> Work required
Find all lines in the listing that include the word "styles", then copy them.

> Collected material

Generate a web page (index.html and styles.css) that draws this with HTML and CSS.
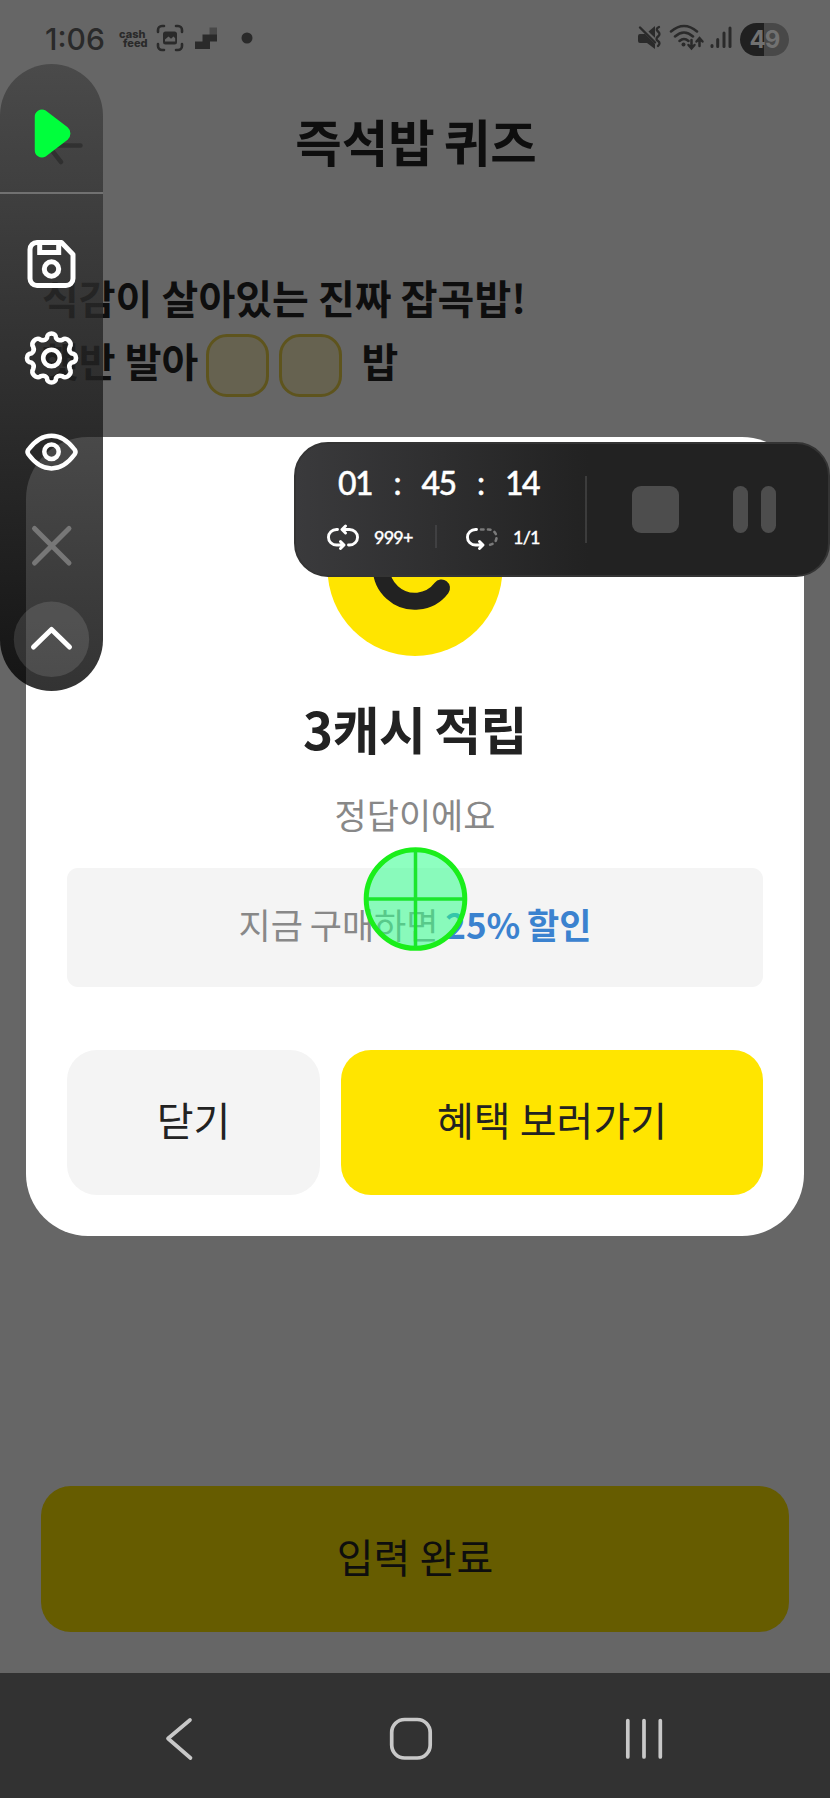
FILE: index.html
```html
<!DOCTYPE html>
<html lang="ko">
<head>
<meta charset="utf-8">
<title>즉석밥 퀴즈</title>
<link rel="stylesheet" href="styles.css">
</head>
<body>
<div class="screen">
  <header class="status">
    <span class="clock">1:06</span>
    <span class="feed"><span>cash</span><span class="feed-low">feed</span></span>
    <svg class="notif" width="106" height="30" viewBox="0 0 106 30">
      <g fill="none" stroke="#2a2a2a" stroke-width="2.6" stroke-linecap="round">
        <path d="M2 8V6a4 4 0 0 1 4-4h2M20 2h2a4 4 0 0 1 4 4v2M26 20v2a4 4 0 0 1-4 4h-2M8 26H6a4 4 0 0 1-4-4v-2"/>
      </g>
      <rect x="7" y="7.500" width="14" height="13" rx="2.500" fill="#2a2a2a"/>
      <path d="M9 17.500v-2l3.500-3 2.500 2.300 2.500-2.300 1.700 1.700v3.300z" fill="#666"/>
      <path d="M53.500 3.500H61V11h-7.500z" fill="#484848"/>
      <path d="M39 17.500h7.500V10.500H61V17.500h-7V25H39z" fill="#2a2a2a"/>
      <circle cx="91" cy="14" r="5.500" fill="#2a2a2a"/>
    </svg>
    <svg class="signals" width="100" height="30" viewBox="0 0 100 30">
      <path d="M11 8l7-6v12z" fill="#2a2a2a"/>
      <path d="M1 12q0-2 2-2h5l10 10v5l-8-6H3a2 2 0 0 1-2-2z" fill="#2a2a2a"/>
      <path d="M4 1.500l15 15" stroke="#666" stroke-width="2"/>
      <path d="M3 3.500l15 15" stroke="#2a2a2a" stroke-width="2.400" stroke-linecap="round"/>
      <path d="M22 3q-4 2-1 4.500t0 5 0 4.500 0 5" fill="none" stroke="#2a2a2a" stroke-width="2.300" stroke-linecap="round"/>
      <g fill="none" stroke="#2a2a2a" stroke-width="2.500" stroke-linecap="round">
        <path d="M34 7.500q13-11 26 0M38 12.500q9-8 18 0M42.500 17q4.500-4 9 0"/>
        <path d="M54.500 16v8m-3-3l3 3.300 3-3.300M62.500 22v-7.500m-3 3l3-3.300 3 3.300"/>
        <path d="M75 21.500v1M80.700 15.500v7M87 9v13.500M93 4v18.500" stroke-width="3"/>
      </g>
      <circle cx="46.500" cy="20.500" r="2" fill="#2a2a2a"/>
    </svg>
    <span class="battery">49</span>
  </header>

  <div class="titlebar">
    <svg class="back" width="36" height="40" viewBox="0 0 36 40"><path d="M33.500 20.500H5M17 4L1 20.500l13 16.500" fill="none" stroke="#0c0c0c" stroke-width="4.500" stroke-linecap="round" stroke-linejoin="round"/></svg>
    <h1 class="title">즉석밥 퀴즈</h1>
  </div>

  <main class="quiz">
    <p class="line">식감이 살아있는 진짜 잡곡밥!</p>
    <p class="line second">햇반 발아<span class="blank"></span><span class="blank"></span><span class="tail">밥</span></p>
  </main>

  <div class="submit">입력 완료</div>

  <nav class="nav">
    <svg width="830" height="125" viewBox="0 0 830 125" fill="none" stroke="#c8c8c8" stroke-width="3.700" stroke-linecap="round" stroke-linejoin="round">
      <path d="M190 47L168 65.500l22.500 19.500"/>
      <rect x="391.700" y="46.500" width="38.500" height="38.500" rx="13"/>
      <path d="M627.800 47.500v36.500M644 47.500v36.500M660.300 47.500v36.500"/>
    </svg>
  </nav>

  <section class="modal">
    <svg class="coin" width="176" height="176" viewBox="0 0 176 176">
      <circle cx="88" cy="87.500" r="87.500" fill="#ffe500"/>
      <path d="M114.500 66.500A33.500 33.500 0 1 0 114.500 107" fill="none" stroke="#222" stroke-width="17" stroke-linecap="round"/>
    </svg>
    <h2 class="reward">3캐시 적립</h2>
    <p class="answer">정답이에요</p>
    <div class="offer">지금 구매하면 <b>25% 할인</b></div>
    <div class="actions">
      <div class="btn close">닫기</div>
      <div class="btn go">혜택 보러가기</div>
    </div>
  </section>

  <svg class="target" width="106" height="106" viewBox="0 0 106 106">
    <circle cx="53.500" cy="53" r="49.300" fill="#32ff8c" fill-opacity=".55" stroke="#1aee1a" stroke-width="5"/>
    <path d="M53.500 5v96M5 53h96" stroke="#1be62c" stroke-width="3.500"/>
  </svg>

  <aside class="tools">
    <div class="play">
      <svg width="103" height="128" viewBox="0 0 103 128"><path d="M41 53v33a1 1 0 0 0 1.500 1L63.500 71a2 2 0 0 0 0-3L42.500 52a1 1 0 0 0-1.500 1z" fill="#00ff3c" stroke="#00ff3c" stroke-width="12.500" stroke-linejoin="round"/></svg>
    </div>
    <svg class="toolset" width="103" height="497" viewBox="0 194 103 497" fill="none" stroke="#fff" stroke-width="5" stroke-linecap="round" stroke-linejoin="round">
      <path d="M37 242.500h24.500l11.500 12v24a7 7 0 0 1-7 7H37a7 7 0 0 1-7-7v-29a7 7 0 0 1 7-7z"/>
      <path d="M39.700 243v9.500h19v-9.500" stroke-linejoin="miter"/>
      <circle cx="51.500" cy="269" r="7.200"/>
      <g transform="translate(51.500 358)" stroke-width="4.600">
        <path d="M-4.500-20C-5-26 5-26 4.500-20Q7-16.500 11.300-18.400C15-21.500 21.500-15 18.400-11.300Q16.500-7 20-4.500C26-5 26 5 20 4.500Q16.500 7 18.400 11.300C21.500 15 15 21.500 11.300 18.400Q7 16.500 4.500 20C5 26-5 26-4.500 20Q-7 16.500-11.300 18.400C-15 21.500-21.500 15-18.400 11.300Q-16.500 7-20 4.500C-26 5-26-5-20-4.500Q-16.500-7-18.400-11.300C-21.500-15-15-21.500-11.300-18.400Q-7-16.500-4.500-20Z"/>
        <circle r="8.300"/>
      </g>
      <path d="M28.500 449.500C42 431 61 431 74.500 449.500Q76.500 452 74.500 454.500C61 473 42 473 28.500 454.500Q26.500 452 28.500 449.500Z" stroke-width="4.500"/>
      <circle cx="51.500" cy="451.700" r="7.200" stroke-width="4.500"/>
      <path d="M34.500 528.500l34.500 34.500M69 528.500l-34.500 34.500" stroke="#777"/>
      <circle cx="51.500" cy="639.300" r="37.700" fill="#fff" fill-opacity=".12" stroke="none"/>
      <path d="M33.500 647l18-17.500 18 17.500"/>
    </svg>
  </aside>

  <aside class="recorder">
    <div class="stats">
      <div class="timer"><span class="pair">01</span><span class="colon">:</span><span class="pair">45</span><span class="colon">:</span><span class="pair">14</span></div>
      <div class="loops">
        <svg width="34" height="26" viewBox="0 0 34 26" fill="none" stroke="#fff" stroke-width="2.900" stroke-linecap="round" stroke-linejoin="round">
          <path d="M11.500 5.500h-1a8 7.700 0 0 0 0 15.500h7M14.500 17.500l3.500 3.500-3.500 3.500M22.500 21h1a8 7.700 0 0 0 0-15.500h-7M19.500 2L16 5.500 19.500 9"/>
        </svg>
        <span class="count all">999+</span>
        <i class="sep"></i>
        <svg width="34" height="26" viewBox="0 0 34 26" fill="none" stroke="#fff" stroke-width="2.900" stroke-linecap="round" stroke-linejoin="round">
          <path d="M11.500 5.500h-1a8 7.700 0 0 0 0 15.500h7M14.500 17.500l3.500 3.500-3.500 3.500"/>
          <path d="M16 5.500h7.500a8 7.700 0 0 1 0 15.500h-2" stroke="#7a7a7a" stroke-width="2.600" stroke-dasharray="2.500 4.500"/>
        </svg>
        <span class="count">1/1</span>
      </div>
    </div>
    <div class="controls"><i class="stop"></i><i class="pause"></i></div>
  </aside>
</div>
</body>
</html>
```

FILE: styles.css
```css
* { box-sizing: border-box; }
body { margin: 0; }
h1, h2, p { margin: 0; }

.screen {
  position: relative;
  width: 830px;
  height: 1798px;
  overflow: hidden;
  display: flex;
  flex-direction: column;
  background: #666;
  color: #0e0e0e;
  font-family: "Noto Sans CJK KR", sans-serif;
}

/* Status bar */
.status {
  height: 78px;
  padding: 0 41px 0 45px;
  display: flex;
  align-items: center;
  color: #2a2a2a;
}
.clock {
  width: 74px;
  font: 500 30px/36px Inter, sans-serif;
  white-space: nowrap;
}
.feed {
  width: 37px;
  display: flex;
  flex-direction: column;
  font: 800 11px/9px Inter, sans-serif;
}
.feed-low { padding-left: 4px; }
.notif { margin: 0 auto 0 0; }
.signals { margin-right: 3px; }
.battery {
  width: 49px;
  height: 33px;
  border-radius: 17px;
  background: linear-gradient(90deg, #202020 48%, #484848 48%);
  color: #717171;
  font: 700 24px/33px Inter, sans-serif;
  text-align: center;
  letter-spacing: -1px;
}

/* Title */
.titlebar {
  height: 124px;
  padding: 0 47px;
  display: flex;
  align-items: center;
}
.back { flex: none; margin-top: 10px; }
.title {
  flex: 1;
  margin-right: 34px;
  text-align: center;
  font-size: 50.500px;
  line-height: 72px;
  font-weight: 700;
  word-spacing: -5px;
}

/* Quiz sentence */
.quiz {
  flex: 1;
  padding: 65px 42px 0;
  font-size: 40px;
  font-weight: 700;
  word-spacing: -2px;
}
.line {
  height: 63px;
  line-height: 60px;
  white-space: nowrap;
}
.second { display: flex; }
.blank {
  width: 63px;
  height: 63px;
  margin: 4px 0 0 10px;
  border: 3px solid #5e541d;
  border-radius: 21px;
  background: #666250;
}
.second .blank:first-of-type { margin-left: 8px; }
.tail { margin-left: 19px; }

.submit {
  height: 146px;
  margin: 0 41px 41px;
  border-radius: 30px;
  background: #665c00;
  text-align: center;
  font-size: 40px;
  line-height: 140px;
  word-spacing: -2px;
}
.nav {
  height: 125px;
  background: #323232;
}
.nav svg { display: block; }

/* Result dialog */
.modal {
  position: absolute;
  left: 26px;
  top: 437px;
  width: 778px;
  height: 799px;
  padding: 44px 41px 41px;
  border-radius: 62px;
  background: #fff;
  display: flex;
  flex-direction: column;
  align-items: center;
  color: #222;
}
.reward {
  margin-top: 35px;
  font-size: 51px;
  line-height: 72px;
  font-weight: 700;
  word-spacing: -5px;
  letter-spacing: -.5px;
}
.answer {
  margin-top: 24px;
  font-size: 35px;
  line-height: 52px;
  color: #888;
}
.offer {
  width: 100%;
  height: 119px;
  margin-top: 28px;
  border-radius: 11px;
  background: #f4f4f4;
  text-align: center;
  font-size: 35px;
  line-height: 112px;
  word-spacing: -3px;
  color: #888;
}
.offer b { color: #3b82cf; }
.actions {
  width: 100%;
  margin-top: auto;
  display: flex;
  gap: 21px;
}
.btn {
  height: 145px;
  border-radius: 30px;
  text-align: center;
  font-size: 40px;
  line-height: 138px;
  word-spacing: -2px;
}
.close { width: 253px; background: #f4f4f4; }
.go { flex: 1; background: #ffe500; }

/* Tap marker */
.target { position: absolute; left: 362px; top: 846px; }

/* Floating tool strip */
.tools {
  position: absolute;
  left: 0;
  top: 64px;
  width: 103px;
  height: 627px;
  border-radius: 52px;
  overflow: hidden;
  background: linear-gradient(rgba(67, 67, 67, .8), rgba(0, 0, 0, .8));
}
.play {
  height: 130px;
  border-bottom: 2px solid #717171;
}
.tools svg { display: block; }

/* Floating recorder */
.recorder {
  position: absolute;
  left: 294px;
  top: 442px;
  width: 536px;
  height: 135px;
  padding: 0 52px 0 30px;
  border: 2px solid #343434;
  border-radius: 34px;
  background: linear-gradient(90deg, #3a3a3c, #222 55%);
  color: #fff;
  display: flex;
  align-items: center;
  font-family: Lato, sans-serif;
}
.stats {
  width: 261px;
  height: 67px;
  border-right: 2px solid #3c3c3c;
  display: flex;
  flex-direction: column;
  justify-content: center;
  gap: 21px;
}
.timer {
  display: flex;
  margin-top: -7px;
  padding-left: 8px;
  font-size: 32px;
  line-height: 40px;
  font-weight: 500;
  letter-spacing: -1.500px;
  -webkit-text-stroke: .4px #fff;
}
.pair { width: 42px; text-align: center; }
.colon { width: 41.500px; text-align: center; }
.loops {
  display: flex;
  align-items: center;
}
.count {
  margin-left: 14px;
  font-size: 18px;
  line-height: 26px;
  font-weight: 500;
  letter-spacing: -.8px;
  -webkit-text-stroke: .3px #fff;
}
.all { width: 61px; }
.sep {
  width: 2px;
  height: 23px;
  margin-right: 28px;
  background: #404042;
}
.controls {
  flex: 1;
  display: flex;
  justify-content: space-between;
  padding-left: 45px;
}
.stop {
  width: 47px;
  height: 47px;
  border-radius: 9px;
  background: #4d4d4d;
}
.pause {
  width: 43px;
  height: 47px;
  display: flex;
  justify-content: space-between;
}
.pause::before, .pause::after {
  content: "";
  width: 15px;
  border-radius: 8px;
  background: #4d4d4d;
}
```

> Task response
Generate a web page (index.html and styles.css) that draws this with HTML and CSS.
<link rel="stylesheet" href="styles.css">
FILE: styles.css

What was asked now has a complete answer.